Had the IRL not been formed and essentially excommunicated CART from racing at the Indianapolis 500, Toyota may never have decided to move its resources and racing hopes to NASCAR.

That comes in a story by Tom Jensen on FoxSports.com with a fascinating revelation and admission by David Wilson, president and general manager of Toyota Research and Development, which spearheads the manufacturer’s NASCAR initiative.

Toyota had begun an Indy car development program in the early 1990s and was preparing to race at Indianapolis in 1996.

But when former IMS president Tony George formed the alternative IRL circuit – with two of its supposed key intentions to create a series to develop more American-born drivers, as well as make open-wheel racing more affordable and attractive to prompt groups to form more American teams – it caused a deep rift within the open-wheel ranks.
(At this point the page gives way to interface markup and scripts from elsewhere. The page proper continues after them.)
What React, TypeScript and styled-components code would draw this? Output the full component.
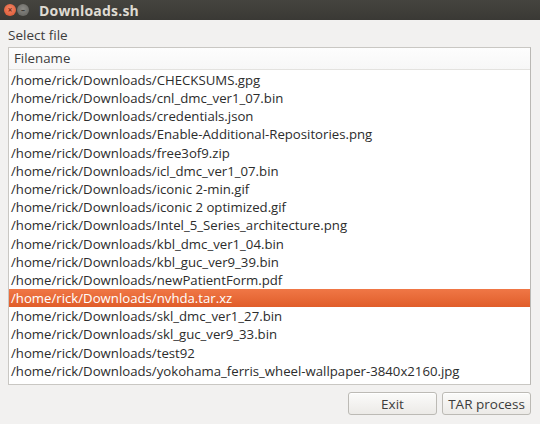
import * as React from 'react';
import styled, {createGlobalStyle} from 'styled-components';

//region [[ Styles ]]

const GlobalStyle = createGlobalStyle`
  html, body {
    margin: 0;
    padding: 0;
    background: #f2f1f0;
  }
  body {
    font-family: "Open Sans", "DejaVu Sans", sans-serif;
  }
`;

const Window = styled.div`
  display: flex;
  flex-direction: column;
  width: 540px;
  height: 424px;
  background: #f2f1f0;
  overflow: hidden;
`;

const TitleBar = styled.div`
  display: flex;
  align-items: center;
  flex-shrink: 0;
  height: 20px;
  padding-left: 4px;
  background: linear-gradient(#45443f, #3a3935);
  color: #dfdbd2;
`;

const WindowButton = styled.div<{ $close?: boolean }>`
  width: 12px;
  height: 12px;
  margin-right: 1px;
  border-radius: 50%;
  display: flex;
  align-items: center;
  justify-content: center;
  background: ${p => p.$close
    ? 'radial-gradient(circle at 50% 40%, #f3896a, #d9512c)'
    : 'radial-gradient(circle at 50% 40%, #8c8b86, #5f5e5a)'};
  font-size: 8px;
  line-height: 1;
  color: ${p => p.$close ? '#7a2a14' : '#3d3c38'};
  font-weight: bold;
`;

const Title = styled.div`
  margin-left: 9px;
  font-size: 14px;
  font-weight: 700;
  letter-spacing: 0.2px;
`;

const Body = styled.div`
  display: flex;
  flex-direction: column;
  flex: 1;
  padding: 6px 9px 9px 8px;
  min-height: 0;
`;

const Label = styled.div`
  font-size: 13.5px;
  color: #3c3c3c;
  height: 21px;
  line-height: 18px;
`;

const ListBox = styled.div`
  display: flex;
  flex-direction: column;
  height: 339px;
  background: #ffffff;
  border: 1px solid #c9c7c3;
  border-right-color: #bab8b4;
  overflow: hidden;
`;

const Header = styled.div`
  flex-shrink: 0;
  height: 21px;
  line-height: 20px;
  padding-left: 5px;
  font-size: 13.3px;
  color: #3c3c3c;
  background: linear-gradient(#fdfdfd, #f7f7f7);
  border-bottom: 1px solid #e3e2df;
`;

const Rows = styled.div`
  display: flex;
  flex-direction: column;
  padding-top: 1px;
`;

const Row = styled.div<{ $selected?: boolean }>`
  flex-shrink: 0;
  height: 18.2px;
  line-height: 18px;
  padding-left: 2px;
  font-size: 13.2px;
  white-space: nowrap;
  color: ${p => p.$selected ? '#ffffff' : '#2c2c2c'};
  background: ${p => p.$selected ? 'linear-gradient(#f07746, #e05d2a)' : 'transparent'};
`;

const Footer = styled.div`
  display: flex;
  justify-content: flex-end;
  gap: 5px;
  margin-top: 7px;
`;

const Button = styled.button`
  width: 89px;
  height: 23px;
  padding: 0;
  font-family: inherit;
  font-size: 13.5px;
  color: #3c3c3c;
  background: linear-gradient(#fbfbfa, #eceae7);
  border: 1px solid #bcbab5;
  border-radius: 3px;
  box-shadow: inset 0 1px 0 #ffffff;
`;

//endregion [[ Styles ]]

const files = [
  'CHECKSUMS.gpg',
  'cnl_dmc_ver1_07.bin',
  'credentials.json',
  'Enable-Additional-Repositories.png',
  'free3of9.zip',
  'icl_dmc_ver1_07.bin',
  'iconic 2-min.gif',
  'iconic 2 optimized.gif',
  'Intel_5_Series_architecture.png',
  'kbl_dmc_ver1_04.bin',
  'kbl_guc_ver9_39.bin',
  'newPatientForm.pdf',
  'nvhda.tar.xz',
  'skl_dmc_ver1_27.bin',
  'skl_guc_ver9_33.bin',
  'test92',
  'yokohama_ferris_wheel-wallpaper-3840x2160.jpg',
];

const selected = 'nvhda.tar.xz';

export default function App() {
  return <>
    <GlobalStyle/>
    <Window>
      <TitleBar>
        <WindowButton $close>×</WindowButton>
        <WindowButton>–</WindowButton>
        <Title>Downloads.sh</Title>
      </TitleBar>
      <Body>
        <Label>Select file</Label>
        <ListBox>
          <Header>Filename</Header>
          <Rows>
            {files.map(f =>
              <Row key={f} $selected={f === selected}>/home/rick/Downloads/{f}</Row>
            )}
          </Rows>
        </ListBox>
        <Footer>
          <Button>Exit</Button>
          <Button>TAR process</Button>
        </Footer>
      </Body>
    </Window>
  </>;
}
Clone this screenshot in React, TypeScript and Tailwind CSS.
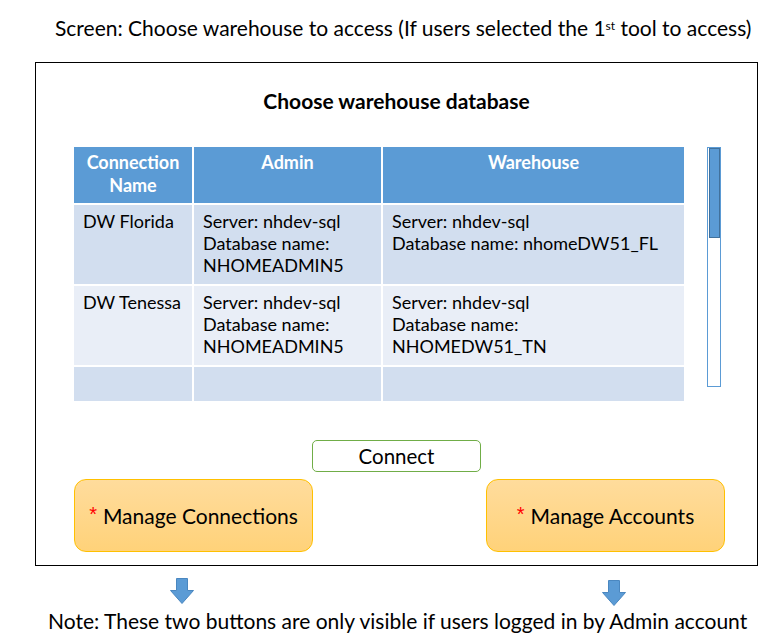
const rows = [
  {
    name: "DW Florida",
    admin: ["Server: nhdev-sql", "Database name:", "NHOMEADMIN5"],
    warehouse: ["Server: nhdev-sql", "Database name: nhomeDW51_FL"],
    bg: "bg-[#d2deef]",
  },
  {
    name: "DW Tenessa",
    admin: ["Server: nhdev-sql", "Database name:", "NHOMEADMIN5"],
    warehouse: ["Server: nhdev-sql", "Database name:", "NHOMEDW51_TN"],
    bg: "bg-[#e9eef7]",
  },
];

function DownArrow() {
  return (
    <svg width="26" height="28" viewBox="0 0 26 28">
      <path
        d="M7.5 1.5 H18.5 V13.5 H24.5 L13 26.5 L1.5 13.5 H7.5 Z"
        fill="#5b9bd5"
        stroke="#4a87c0"
        strokeWidth="1"
      />
    </svg>
  );
}

function ManageButton({ label }: { label: string }) {
  return (
    <div className="flex h-[73px] w-[239px] items-center justify-center rounded-[12px] border border-[#ffc000] bg-gradient-to-b from-[#ffdc9c] to-[#ffd279] text-[21px] text-black">
      <span className="mb-[4px] mr-[6px] font-['Liberation_Sans'] text-[20px] text-[#ff0000]">*</span>
      {label}
    </div>
  );
}

export default function App() {
  return (
    <div className="h-[644px] w-[773px] bg-white font-['Lato','Liberation_Sans',sans-serif] text-black">
      <div className="pl-[55px] pt-[14px] text-[21px] leading-[28px]">
        Screen: Choose warehouse to access (If users selected the 1
        <sup className="text-[12px]">st</sup> tool to access)
      </div>

      <div className="ml-[35px] mt-[20px] flex h-[504px] w-[723px] flex-col border border-black">
        <h1 className="mt-[24px] text-center text-[21px] font-bold leading-[28px]">
          Choose warehouse database
        </h1>

        <div className="ml-[38px] mt-[32px] flex items-start">
          <div className="grid w-[610px] grid-cols-[118px_187px_301px] gap-[2px] text-[18px] leading-[22px]">
            <div className="flex h-[56px] justify-center bg-[#5b9bd5] pt-[4px] text-center font-bold leading-[23px] text-white">
              Connection
              <br />
              Name
            </div>
            <div className="h-[56px] bg-[#5b9bd5] pt-[4px] text-center font-bold text-white">
              Admin
            </div>
            <div className="h-[56px] bg-[#5b9bd5] pt-[4px] text-center font-bold text-white">
              Warehouse
            </div>

            {rows.map((row) => (
              <>
                <div key={row.name + "n"} className={`h-[79px] px-[9px] pt-[5px] ${row.bg}`}>
                  {row.name}
                </div>
                <div key={row.name + "a"} className={`h-[79px] px-[9px] pt-[5px] ${row.bg}`}>
                  {row.admin.map((l) => (
                    <div key={l}>{l}</div>
                  ))}
                </div>
                <div key={row.name + "w"} className={`h-[79px] px-[9px] pt-[5px] ${row.bg}`}>
                  {row.warehouse.map((l) => (
                    <div key={l}>{l}</div>
                  ))}
                </div>
              </>
            ))}

            <div className="h-[34px] bg-[#d2deef]"></div>
            <div className="h-[34px] bg-[#d2deef]"></div>
            <div className="h-[34px] bg-[#d2deef]"></div>
          </div>

          <div className="ml-[23px] flex h-[240px] w-[14px] flex-col border border-[#5b9bd5] pl-[1px]">
            <div className="h-[90px] w-full border border-[#41719c] bg-[#5b9bd5]"></div>
          </div>
        </div>

        <div className="mt-[39px] flex justify-center">
          <div className="flex h-[32px] w-[169px] items-center justify-center rounded-[5px] border border-[#70ad47] text-[20.5px]">
            Connect
          </div>
        </div>

        <div className="ml-[38px] mr-[32px] mt-[7px] flex justify-between">
          <ManageButton label="Manage Connections" />
          <ManageButton label="Manage Accounts" />
        </div>
      </div>

      <div className="mt-[11px] flex">
        <div className="ml-[169px]">
          <DownArrow />
        </div>
        <div className="ml-[406px] mt-[2px]">
          <DownArrow />
        </div>
      </div>

      <div className="pl-[48px] text-[21px] leading-[28px]">
        Note: These two buttons are only visible if users logged in by Admin account
      </div>
    </div>
  );
}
George’s declaration that only IRL-affiliated teams would be welcome to compete in the 1996 Indy 500 not only kept CART out, it forced Toyota to radically alter its open-wheel plans.

Originally intent on racing at Indy, Toyota instead aligned with CART from 1996-2002.

“We literally were testing cars and engines at the speedway (Indianapolis Motor Speedway) in 1994 and we didn’t get to race there until 2003, when we joined the IRL ranks,” Wilson said.

And when that happened, Toyota quickly realized its return on investment was dramatically less than expected.

“To demonstrate the lack of value … in 2003, we won the Indy 500, we won the race in Japan, we won 13 out of 16 races that year, and that fall, we still had to sell to our management to stay in the sport,” Wilson said.

“As much as we loved it from an engineering standpoint, we also starting realizing that there were a lot of empty seats. And open-wheel in the United States was not exactly catching fire, so that started our … relationship with NASCAR.”

Toyota’s run in the IRL was agonizingly short-lived. After spending hundreds of millions of dollars to develop its open-wheel program, Toyota ultimately departed the IRL and abandoned its overall open-wheel program just three seasons later.

But before the open-wheel program was discontinued, Toyota had already begun working on entering NASCAR, ultimately joining the-then Camping World Truck Series ranks in 2004 and eventually climbing to the marquee Sprint Cup series in 2007.

Even today, 18 years after the IRL (now known as IndyCar) was formed, it’s clear the wounds from its split with CART still run deep, fracturing open-wheel racing in the U.S., from which it still hasn’t recovered – and may never will.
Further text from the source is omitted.